Tamar Hermann, who directs surveys for the Israel Democracy Institute and was an unpaid adviser to the Pew study, said she did not know whether to be shocked or to express reservations regarding the finding on the transfer of Arabs.

“The phrasing of the question is very blunt,” she said.

“I would feel uncomfortable incriminating the Israeli public based on that one question,” she said, adding that it would nonetheless be “used as a weapon” by Israel’s critics.

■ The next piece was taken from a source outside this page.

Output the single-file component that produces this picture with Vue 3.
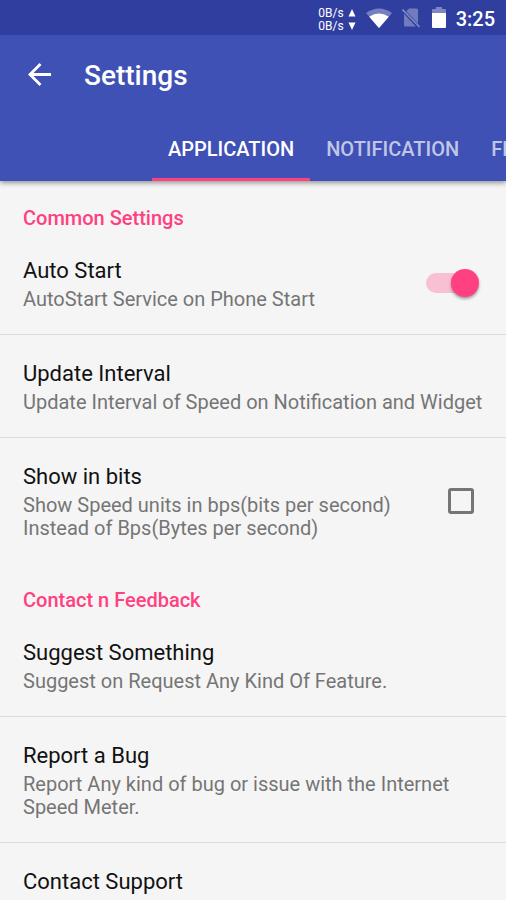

Yehuda Ben Meir, an expert on Israeli public opinion at the Institute for National Security Studies at Tel Aviv University, said that previous surveys showed strong support for “voluntary” transfer, but at the same time, “if you ask Israeli Jews, ‘Do you view the integration of Arabs into the Israeli economy and society as important?’ most will say yes.”

Mr. Cooperman, of the Pew Research Center, said Pew decided to keep the question simple, especially since there is no specific policy proposal advocating transfer on the table now in Israel.

“This is how Jews are reacting to the broad idea,” he said. “But people will point fingers at us.”

He added that the question should also be seen in the context of other findings, including that fewer than half of Israel’s Jews think a solution can be found to allow Israel and an independent Palestinian state to coexist peacefully.

“If you pull the transfer question out in isolation, I can see how it can be used for propaganda about racism in Israeli society,” he said. “It should not be viewed in isolation.”